→ **DATA EXTRACT**

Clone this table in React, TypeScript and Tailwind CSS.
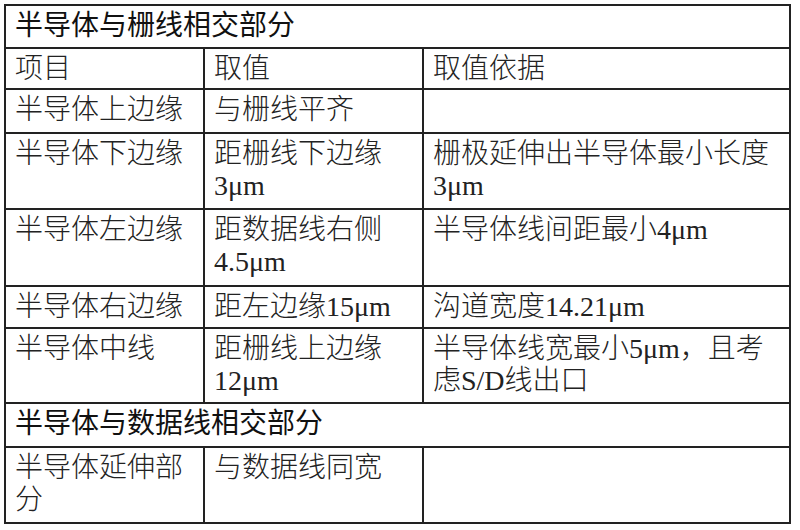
import React from "react";

const font = { fontFamily: '"Liberation Serif", "Noto Sans CJK SC", serif' };

function Cell({ children, span = false }: { children?: React.ReactNode; span?: boolean }) {
  return (
    <div
      className={
        "bg-white pl-[9px] pt-[4px] text-[28px] leading-[32px] whitespace-nowrap overflow-hidden " +
        (span ? "col-span-3 font-normal text-[#111111]" : "font-light text-[#222222]")
      }
    >
      {children}
    </div>
  );
}

export default function App() {
  return (
    <div className="w-[800px] h-[530px] bg-white pl-[4px] pt-[4px]" style={font}>
      <div className="grid w-[787px] grid-cols-[197px_217px_365px] grid-rows-[41px_39px_42px_74px_75px_40px_73px_42px_74px] gap-[2px] bg-[#222222] p-[2px]">
        <Cell span>半导体与栅线相交部分</Cell>
        <Cell>项目</Cell>
        <Cell>取值</Cell>
        <Cell>取值依据</Cell>

        <Cell>半导体上边缘</Cell>
        <Cell>与栅线平齐</Cell>
        <Cell />

        <Cell>半导体下边缘</Cell>
        <Cell>
          距栅线下边缘
          <br />
          3μm
        </Cell>
        <Cell>
          栅极延伸出半导体最小长度
          <br />
          3μm
        </Cell>

        <Cell>半导体左边缘</Cell>
        <Cell>
          距数据线右侧
          <br />
          4.5μm
        </Cell>
        <Cell>半导体线间距最小4μm</Cell>

        <Cell>半导体右边缘</Cell>
        <Cell>距左边缘15μm</Cell>
        <Cell>沟道宽度14.21μm</Cell>

        <Cell>半导体中线</Cell>
        <Cell>
          距栅线上边缘
          <br />
          12μm
        </Cell>
        <Cell>
          半导体线宽最小5μm，且考
          <br />
          虑S/D线出口
        </Cell>

        <Cell span>半导体与数据线相交部分</Cell>

        <Cell>
          半导体延伸部
          <br />
          分
        </Cell>
        <Cell>与数据线同宽</Cell>
        <Cell />
      </div>
    </div>
  );
}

→ **WORK INSTRUCTIONS**
Restate the data above word for word. Do not include the images.

→ **SOLUTION TO THE EXERCISE**
Clone this table in React, TypeScript and Tailwind CSS.
import React from "react";

const font = { fontFamily: '"Liberation Serif", "Noto Sans CJK SC", serif' };

function Cell({ children, span = false }: { children?: React.ReactNode; span?: boolean }) {
  return (
    <div
      className={
        "bg-white pl-[9px] pt-[4px] text-[28px] leading-[32px] whitespace-nowrap overflow-hidden " +
        (span ? "col-span-3 font-normal text-[#111111]" : "font-light text-[#222222]")
      }
    >
      {children}
    </div>
  );
}

export default function App() {
  return (
    <div className="w-[800px] h-[530px] bg-white pl-[4px] pt-[4px]" style={font}>
      <div className="grid w-[787px] grid-cols-[197px_217px_365px] grid-rows-[41px_39px_42px_74px_75px_40px_73px_42px_74px] gap-[2px] bg-[#222222] p-[2px]">
        <Cell span>半导体与栅线相交部分</Cell>
        <Cell>项目</Cell>
        <Cell>取值</Cell>
        <Cell>取值依据</Cell>

        <Cell>半导体上边缘</Cell>
        <Cell>与栅线平齐</Cell>
        <Cell />

        <Cell>半导体下边缘</Cell>
        <Cell>
          距栅线下边缘
          <br />
          3μm
        </Cell>
        <Cell>
          栅极延伸出半导体最小长度
          <br />
          3μm
        </Cell>

        <Cell>半导体左边缘</Cell>
        <Cell>
          距数据线右侧
          <br />
          4.5μm
        </Cell>
        <Cell>半导体线间距最小4μm</Cell>

        <Cell>半导体右边缘</Cell>
        <Cell>距左边缘15μm</Cell>
        <Cell>沟道宽度14.21μm</Cell>

        <Cell>半导体中线</Cell>
        <Cell>
          距栅线上边缘
          <br />
          12μm
        </Cell>
        <Cell>
          半导体线宽最小5μm，且考
          <br />
          虑S/D线出口
        </Cell>

        <Cell span>半导体与数据线相交部分</Cell>

        <Cell>
          半导体延伸部
          <br />
          分
        </Cell>
        <Cell>与数据线同宽</Cell>
        <Cell />
      </div>
    </div>
  );
}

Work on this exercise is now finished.